In an article titled, “The damaged people and the benefiting government,” the state-run Vatan-e Emroz wrote on May 4: “The stock market is in a state of shock, and the main victims are certainly small shareholders who will suffer from the bubble that has engulfed the market. The last shock experience in the Iranian stock market dates back to 2014 and the time of the first Rouhani government, at that time, many people were affected by this market, and the scope of this loss was evident in the years that followed."

Of course, in the meantime, the government, by looting people's savings, will temporarily and in the short term solve its budget deficit problem but will sow the seeds of another major upheaval.

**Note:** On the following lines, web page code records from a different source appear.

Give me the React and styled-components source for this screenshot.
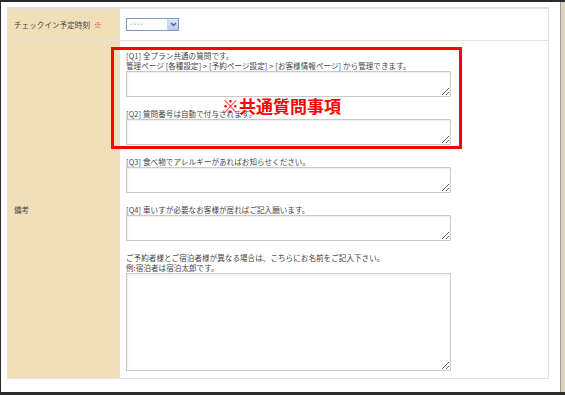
import React from 'react'
import styled, {createGlobalStyle} from 'styled-components'

const Global = createGlobalStyle`
  html, body {
    margin: 0;
    padding: 0;
    background: #fff;
  }
  body {
    font-family: "Noto Sans CJK JP", "Noto Sans", sans-serif;
  }
`

const Frame = styled.div`
  width: 565px;
  height: 395px;
  box-sizing: border-box;
  display: flex;
  border-top: 2px solid #2b2b2b;
  border-bottom: 3px solid #2b2b2b;
  border-left: 1px solid #2b2b2b;
  overflow: hidden;
`

const Page = styled.div`
  flex: 1;
  padding: 5px 0 0 6px;
  background: #fff;
`

const Edge = styled.div`
  width: 4px;
  border-left: 1px solid #9c9c9c;
  background: #d9d3bd;
`

const Table = styled.div`
  width: 542px;
  box-sizing: border-box;
  display: grid;
  grid-template-columns: 112px 1fr;
  border: 1px solid #e2e2e2;
  border-top-width: 2px;
`

const Label = styled.div`
  background: #f0dfb9;
  display: flex;
  align-items: center;
  padding-left: 6px;
  height: ${({short}) => short ? '31px' : 'auto'};
  font-size: 7.5px;
  letter-spacing: 0.1px;
  color: #444;
  border-right: 1px solid #e2e2e2;
  border-top: ${({first}) => first ? 'none' : '1px solid #e2e2e2'};
`

const Required = styled.span`
  color: #e3381b;
  font-weight: 700;
  margin-left: 4px;
`

const Cell = styled.div`
  position: relative;
  display: flex;
  flex-direction: ${({stack}) => stack ? 'column' : 'row'};
  align-items: ${({stack}) => stack ? 'flex-start' : 'center'};
  gap: ${({stack}) => stack ? '12px' : '0'};
  padding: ${({stack}) => stack ? '10px 0 7px 6px' : '0 0 0 6px'};
  border-top: ${({first}) => first ? 'none' : '1px solid #e2e2e2'};
`

const Select = styled.div`
  width: 53px;
  height: 13px;
  box-sizing: border-box;
  border: 1px solid #7f9db9;
  background: #fff;
  display: flex;
`

const SelectText = styled.span`
  flex: 1;
  padding-left: 3px;
  font-family: "DejaVu Sans", sans-serif;
  font-size: 7px;
  line-height: 11px;
  letter-spacing: 1px;
  color: #777;
`

const SelectArrow = styled.span`
  width: 10px;
  display: flex;
  align-items: center;
  justify-content: center;
  background: linear-gradient(#dbe6f9, #b7cbef);
  border-left: 1px solid #c9d7ef;
`

const Question = styled.div`
  display: flex;
  flex-direction: column;
`

const Caption = styled.div`
  font-size: 7.5px;
  line-height: 10px;
  letter-spacing: 0.1px;
  color: #444;
  white-space: nowrap;
`

const Field = styled.textarea`
  display: block;
  width: 325px;
  height: ${({tall}) => tall ? '98px' : '26px'};
  box-sizing: border-box;
  margin: 0;
  padding: 2px;
  border: 1px solid #cacaca;
  border-radius: 0;
  box-shadow: inset 1px 1px 2px rgba(0, 0, 0, 0.07);
  background: #fff;
  font-size: 8px;
  font-family: inherit;
`

const Highlight = styled.div`
  position: absolute;
  left: -9px;
  top: 6px;
  width: 351px;
  height: 102px;
  box-sizing: border-box;
  border: 3px solid #ff0000;
  pointer-events: none;
`

const Note = styled.div`
  position: absolute;
  left: 102px;
  top: 56px;
  font-size: 17px;
  line-height: 17px;
  font-weight: 700;
  color: #ff0000;
  white-space: nowrap;
`

const questions = [
  {lines: ['[Q1] 全プラン共通の質問です。', '管理ページ [各種設定] > [予約ページ設定] > [お客様情報ページ] から管理できます。']},
  {lines: ['[Q2] 質問番号は自動で付与されます。']},
  {lines: ['[Q3] 食べ物でアレルギーがあればお知らせください。']},
  {lines: ['[Q4] 車いすが必要なお客様が居ればご記入願います。']},
  {lines: ['ご予約者様とご宿泊者様が異なる場合は、こちらにお名前をご記入下さい。', '例:宿泊者は宿泊太郎です。'], tall: true},
]

const App = () => {
  return (
    <>
      <Global />
      <Frame>
        <Page>
          <Table>
            <Label first short>チェックイン予定時刻<Required>※</Required></Label>
            <Cell first>
              <Select>
                <SelectText>----</SelectText>
                <SelectArrow>
                  <svg width="7" height="5" viewBox="0 0 7 5">
                    <polyline points="1,1 3.5,3.5 6,1" fill="none" stroke="#4a5f88" strokeWidth="1.4" />
                  </svg>
                </SelectArrow>
              </Select>
            </Cell>

            <Label>備考</Label>
            <Cell stack>
              {questions.map((q, i) => (
                <Question key={i}>
                  {q.lines.map((line, j) => <Caption key={j}>{line}</Caption>)}
                  <Field tall={q.tall} />
                </Question>
              ))}
              <Highlight />
              <Note>※共通質問事項</Note>
            </Cell>
          </Table>
        </Page>
        <Edge />
      </Frame>
    </>
  )
}

export default App
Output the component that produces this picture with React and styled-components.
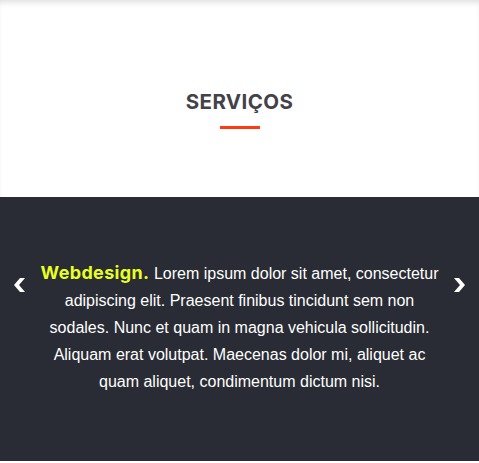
import React from "react";
import styled, { createGlobalStyle } from "styled-components";

const GlobalStyle = createGlobalStyle`
  html, body {
    margin: 0;
    padding: 0;
    background: #ffffff;
  }
  body {
    font-family: "Liberation Sans", Arial, sans-serif;
  }
`;

const Page = styled.div`
  width: 479px;
  height: 463px;
  display: flex;
  flex-direction: column;
`;

const Header = styled.section`
  height: 197px;
  display: flex;
  flex-direction: column;
  align-items: center;
  justify-content: center;
  padding-top: 22px;
  box-sizing: border-box;
  box-shadow: inset 0 5px 6px -3px rgba(0, 0, 0, 0.14);
`;

const Title = styled.h2`
  margin: 0;
  font-family: Inter, "Open Sans", sans-serif;
  font-weight: 700;
  font-size: 20.5px;
  line-height: 24px;
  letter-spacing: 0.4px;
  color: #434249;
`;

const Underline = styled.span`
  display: block;
  width: 40px;
  height: 3px;
  margin-top: 12px;
  background: #ff3b14;
`;

const Slider = styled.section`
  height: 264px;
  background: #292c34;
  display: flex;
  align-items: center;
  justify-content: center;
  padding-bottom: 4px;
  box-sizing: border-box;
`;

const Row = styled.div`
  width: 100%;
  display: flex;
  align-items: flex-start;
  justify-content: space-between;
  padding: 0 13px;
  box-sizing: border-box;
`;

const Arrow = styled.button`
  background: none;
  border: none;
  padding: 0;
  margin-top: 18px;
  width: 13px;
  height: 14px;
  display: flex;
  cursor: pointer;
`;

const Text = styled.p`
  margin: 0;
  width: 402px;
  text-align: center;
  color: #ffffff;
  font-size: 16px;
  line-height: 27px;
`;

const Highlight = styled.strong`
  font-family: Inter, "Open Sans", sans-serif;
  font-weight: 700;
  font-size: 18px;
  line-height: 20px;
  letter-spacing: 0.35px;
  color: #e8ff24;
`;

const Chevron = ({ right }) => (
  <svg width="13" height="14" viewBox="0 0 13 14">
    <polygon
      points={
        right
          ? "6,0 1,0 7,7 1,14 6,14 12,7"
          : "7,0 12,0 6,7 12,14 7,14 1,7"
      }
      fill="#ffffff"
    />
  </svg>
);

export default function App() {
  return (
    <Page>
      <GlobalStyle />
      <Header>
        <Title>SERVIÇOS</Title>
        <Underline />
      </Header>
      <Slider>
        <Row>
          <Arrow aria-label="Anterior">
            <Chevron />
          </Arrow>
          <Text>
            <Highlight>Webdesign.</Highlight> Lorem ipsum dolor sit amet,
            consectetur adipiscing elit. Praesent finibus tincidunt sem non
            sodales. Nunc et quam in magna vehicula sollicitudin. Aliquam erat
            volutpat. Maecenas dolor mi, aliquet ac quam aliquet, condimentum
            dictum nisi.
          </Text>
          <Arrow $right aria-label="Próximo">
            <Chevron right />
          </Arrow>
        </Row>
      </Slider>
    </Page>
  );
}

In this regard, the Parliamentary Research Center emphasized that the main goal of the government is to generate revenue from the transfer of ownership of enterprises and the rapid provision of budget deficits. It said: “Although this mechanism will solve the short-term problem of the government in a simple way, it will create bigger problems for the country in the future.”

This “big problem” is millions of asset losers who will come to the street together with the army of the poor and this time, like the story of the shareholders of credit institutions, the regime is no longer able to answer them by printing banknotes.